▸ To be done: Give the number of lines holding the string "index", and nothing else.

▸ Records provided:
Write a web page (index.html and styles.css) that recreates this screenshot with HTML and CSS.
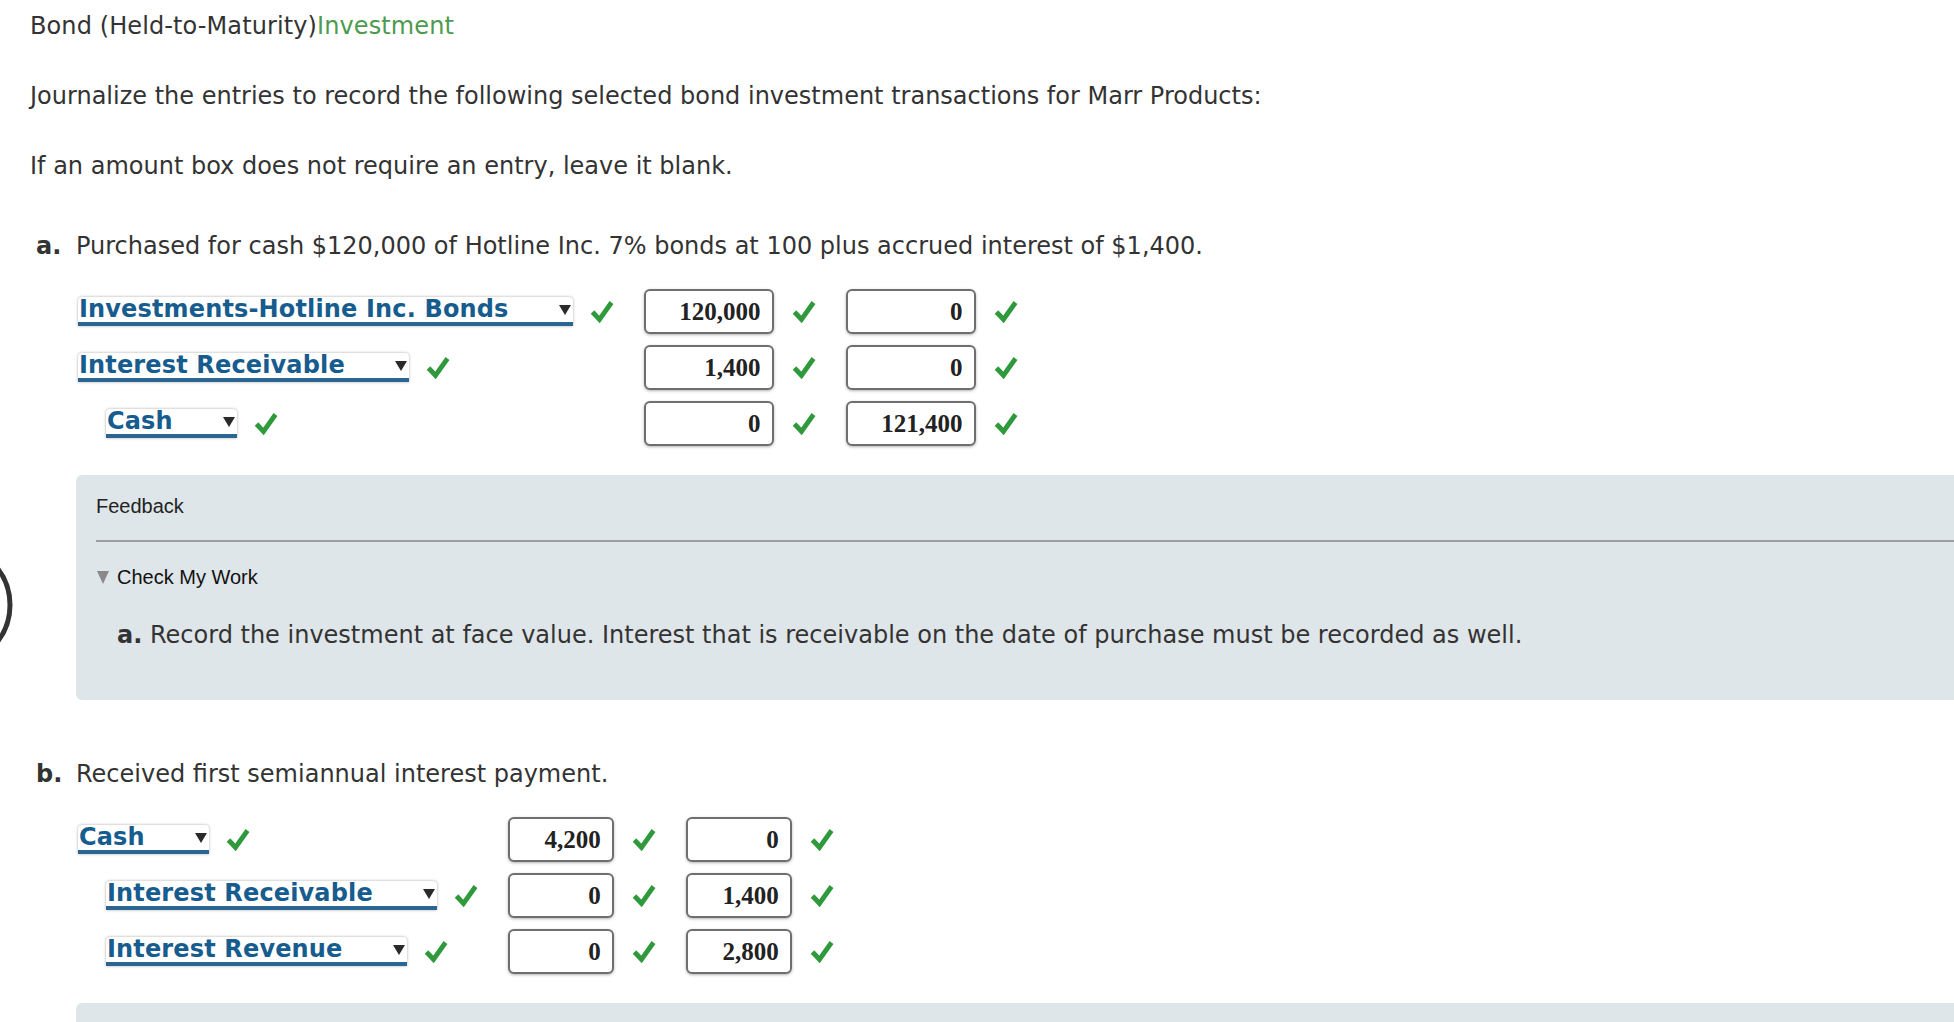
FILE: index.html
```html
<!DOCTYPE html>
<html lang="en">
<head>
  <meta charset="UTF-8" />
  <title>Bond (Held-to-Maturity) Investment</title>
  <link rel="stylesheet" href="styles.css">
</head>
<body>
  <svg class="nav-ring" viewBox="0 0 16 80" aria-hidden="true"><circle cx="-50" cy="40" r="60" /></svg>

  <div class="page">
    <h1 class="title">Bond (Held-to-Maturity)<span class="topic">Investment</span></h1>
    <p class="line">Journalize the entries to record the following selected bond investment transactions for Marr Products:</p>
    <p class="line">If an amount box does not require an entry, leave it blank.</p>

    <section class="part">
      <p class="part-head"><b class="part-key">a.</b><span>Purchased for cash $120,000 of Hotline Inc. 7% bonds at 100 plus accrued interest of $1,400.</span></p>

      <div class="journal">
        <div class="acct">
          <div class="select"><span>Investments-Hotline Inc. Bonds</span><i class="caret"></i></div>
          <svg class="check" viewBox="0 0 24 24"><path d="M2.5 12.5 9.5 20 21.5 3" /></svg>
        </div>
        <div class="amt">
          <input class="amount" type="text" value="120,000" readonly>
          <svg class="check" viewBox="0 0 24 24"><path d="M2.5 12.5 9.5 20 21.5 3" /></svg>
        </div>
        <div class="amt">
          <input class="amount" type="text" value="0" readonly>
          <svg class="check" viewBox="0 0 24 24"><path d="M2.5 12.5 9.5 20 21.5 3" /></svg>
        </div>

        <div class="acct">
          <div class="select"><span>Interest Receivable</span><i class="caret"></i></div>
          <svg class="check" viewBox="0 0 24 24"><path d="M2.5 12.5 9.5 20 21.5 3" /></svg>
        </div>
        <div class="amt">
          <input class="amount" type="text" value="1,400" readonly>
          <svg class="check" viewBox="0 0 24 24"><path d="M2.5 12.5 9.5 20 21.5 3" /></svg>
        </div>
        <div class="amt">
          <input class="amount" type="text" value="0" readonly>
          <svg class="check" viewBox="0 0 24 24"><path d="M2.5 12.5 9.5 20 21.5 3" /></svg>
        </div>

        <div class="acct credit">
          <div class="select"><span>Cash</span><i class="caret"></i></div>
          <svg class="check" viewBox="0 0 24 24"><path d="M2.5 12.5 9.5 20 21.5 3" /></svg>
        </div>
        <div class="amt">
          <input class="amount" type="text" value="0" readonly>
          <svg class="check" viewBox="0 0 24 24"><path d="M2.5 12.5 9.5 20 21.5 3" /></svg>
        </div>
        <div class="amt">
          <input class="amount" type="text" value="121,400" readonly>
          <svg class="check" viewBox="0 0 24 24"><path d="M2.5 12.5 9.5 20 21.5 3" /></svg>
        </div>
      </div>

      <div class="feedback">
        <div class="fb-label">Feedback</div>
        <hr class="fb-rule">
        <div class="toggle">Check My Work</div>
        <p class="fb-text"><b>a.</b> Record the investment at face value. Interest that is receivable on the date of purchase must be recorded as well.</p>
      </div>
    </section>

    <section class="part part-next">
      <p class="part-head"><b class="part-key">b.</b><span>Received first semiannual interest payment.</span></p>

      <div class="journal journal-narrow">
        <div class="acct">
          <div class="select"><span>Cash</span><i class="caret"></i></div>
          <svg class="check" viewBox="0 0 24 24"><path d="M2.5 12.5 9.5 20 21.5 3" /></svg>
        </div>
        <div class="amt">
          <input class="amount" type="text" value="4,200" readonly>
          <svg class="check" viewBox="0 0 24 24"><path d="M2.5 12.5 9.5 20 21.5 3" /></svg>
        </div>
        <div class="amt">
          <input class="amount" type="text" value="0" readonly>
          <svg class="check" viewBox="0 0 24 24"><path d="M2.5 12.5 9.5 20 21.5 3" /></svg>
        </div>

        <div class="acct credit">
          <div class="select"><span>Interest Receivable</span><i class="caret"></i></div>
          <svg class="check" viewBox="0 0 24 24"><path d="M2.5 12.5 9.5 20 21.5 3" /></svg>
        </div>
        <div class="amt">
          <input class="amount" type="text" value="0" readonly>
          <svg class="check" viewBox="0 0 24 24"><path d="M2.5 12.5 9.5 20 21.5 3" /></svg>
        </div>
        <div class="amt">
          <input class="amount" type="text" value="1,400" readonly>
          <svg class="check" viewBox="0 0 24 24"><path d="M2.5 12.5 9.5 20 21.5 3" /></svg>
        </div>

        <div class="acct credit">
          <div class="select"><span>Interest Revenue</span><i class="caret"></i></div>
          <svg class="check" viewBox="0 0 24 24"><path d="M2.5 12.5 9.5 20 21.5 3" /></svg>
        </div>
        <div class="amt">
          <input class="amount" type="text" value="0" readonly>
          <svg class="check" viewBox="0 0 24 24"><path d="M2.5 12.5 9.5 20 21.5 3" /></svg>
        </div>
        <div class="amt">
          <input class="amount" type="text" value="2,800" readonly>
          <svg class="check" viewBox="0 0 24 24"><path d="M2.5 12.5 9.5 20 21.5 3" /></svg>
        </div>
      </div>

      <div class="feedback feedback-closed"></div>
    </section>
  </div>
</body>
</html>
```

FILE: styles.css
```css
* {
  box-sizing: border-box;
}

html {
  overflow-x: hidden;
}

body {
  margin: 0;
  background: #fff;
  color: #333;
  font-family: Verdana, "DejaVu Sans", sans-serif;
  font-size: 24px;
  line-height: 30px;
}

.nav-ring {
  position: absolute;
  left: 0;
  top: 565px;
  width: 16px;
  height: 80px;
  fill: none;
  stroke: #333;
  stroke-width: 5;
}

.page {
  padding: 11px 0 0 30px;
}

.title {
  margin: 0;
  font-size: 24px;
  font-weight: normal;
  line-height: 30px;
  letter-spacing: 0.1px;
}

.topic {
  color: #4e9a4e;
}

.line {
  margin: 40px 0 0;
}

.part-head {
  display: flex;
  margin: 50px 0 0;
  padding-left: 6px;
}

.part-next .part-head {
  margin-top: 59px;
}

.part-key {
  width: 40px;
}

.journal {
  display: grid;
  grid-template-columns: repeat(3, max-content);
  column-gap: 30px;
  row-gap: 11px;
  align-items: center;
  margin: 28px 0 0 48px;
}

.acct {
  display: flex;
  align-items: center;
  gap: 17px;
}

.amt {
  display: flex;
  align-items: center;
  gap: 18px;
}

.credit {
  padding-left: 28px;
}

.select {
  display: flex;
  align-items: center;
  height: 29px;
  padding: 0 2px 0 1px;
  background: #fff;
  border-bottom: 4px solid #2b6592;
  border-radius: 4px 4px 0 0;
  box-shadow: 0 0 3px rgba(0, 0, 0, 0.35);
  color: #175c8e;
  font-size: 24px;
  font-weight: bold;
  line-height: 25px;
  letter-spacing: 0.15px;
}

.caret {
  margin-left: 50px;
  border-left: 6.5px solid transparent;
  border-right: 6.5px solid transparent;
  border-top: 10px solid #2a2a2a;
}

.check {
  width: 24px;
  height: 25px;
  fill: none;
  stroke: #30993c;
  stroke-width: 4.8;
}

.amount {
  width: 130px;
  height: 45px;
  padding: 0 11px;
  border: 2px solid #6f6f6f;
  border-radius: 6px;
  box-shadow: 0 1px 3px rgba(0, 0, 0, 0.3);
  background: #fff;
  color: #222;
  text-align: right;
  font: bold 25px "Liberation Serif", "Times New Roman", serif;
}

.journal-narrow .amount {
  width: 106px;
}

.feedback {
  margin: 29px -40px 0 46px;
  padding: 19px 0 50px 20px;
  background: #dfe6e9;
  border-radius: 6px;
}

.feedback-closed {
  min-height: 120px;
}

.fb-label {
  font-family: "Liberation Sans", Arial, sans-serif;
  font-size: 20px;
  line-height: 24px;
  color: #222;
}

.fb-rule {
  margin: 22px 0 0;
  border: 0;
  border-top: 2px solid #9a9fa3;
}

.toggle {
  display: flex;
  align-items: center;
  gap: 8px;
  margin-top: 23px;
  font-family: "Liberation Sans", Arial, sans-serif;
  font-size: 20px;
  line-height: 24px;
  color: #111;
}

.toggle::before {
  content: "";
  border-left: 6px solid transparent;
  border-right: 6px solid transparent;
  border-top: 13px solid #8a8a8a;
  margin-left: 1px;
}

.fb-text {
  margin: 31px 0 0 21px;
}
```
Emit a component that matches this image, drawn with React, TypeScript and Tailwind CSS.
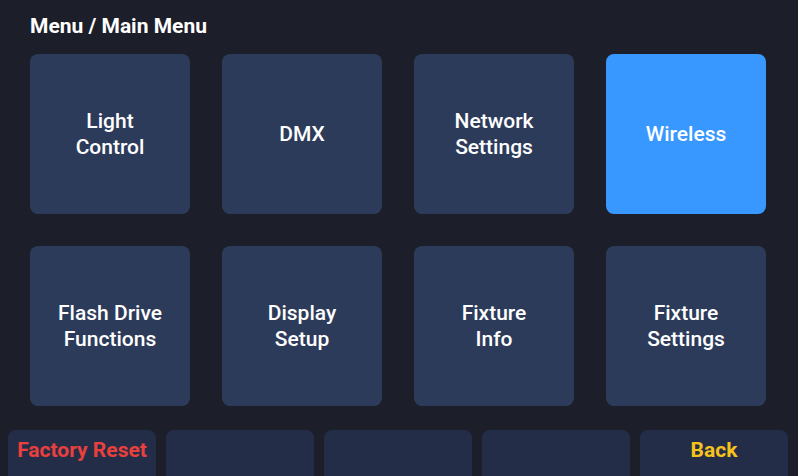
const tiles = [
  { label: ['Light', 'Control'] },
  { label: ['DMX'] },
  { label: ['Network', 'Settings'] },
  { label: ['Wireless'], active: true },
  { label: ['Flash Drive', 'Functions'] },
  { label: ['Display', 'Setup'] },
  { label: ['Fixture', 'Info'] },
  { label: ['Fixture', 'Settings'] },
]

const softKeys = [
  { label: 'Factory Reset', color: 'text-[#e8403c]' },
  { label: '', color: '' },
  { label: '', color: '' },
  { label: '', color: '' },
  { label: 'Back', color: 'text-[#f6c21c]' },
]

export default function App() {
  return (
    <div
      className="h-[476px] w-[798px] overflow-hidden bg-[#1c1e29] text-white"
      style={{ fontFamily: 'Roboto, "Liberation Sans", sans-serif' }}
    >
      <h1 className="px-[30px] pt-[14px] text-[21px] font-bold leading-[24px]">
        Menu / Main Menu
      </h1>

      <div className="mt-4 grid grid-cols-[repeat(4,160px)] gap-8 px-[30px]">
        {tiles.map((tile) => (
          <button
            key={tile.label.join(' ')}
            className={`flex h-[160px] flex-col items-center justify-center rounded-lg text-[21px] font-medium leading-[26px] ${
              tile.active ? 'bg-[#3898ff]' : 'bg-[#2d3b5b]'
            }`}
          >
            {tile.label.map((line) => (
              <span key={line}>{line}</span>
            ))}
          </button>
        ))}
      </div>

      <div className="mt-6 flex gap-[10px] pl-2 pr-[10px]">
        {softKeys.map((key, i) => (
          <div
            key={i}
            className={`h-[60px] flex-1 rounded-lg bg-[#242d48] pt-2 text-center text-[21px] font-bold leading-[24px] ${key.color}`}
          >
            {key.label}
          </div>
        ))}
      </div>
    </div>
  )
}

▸ Reply to the exercise: 2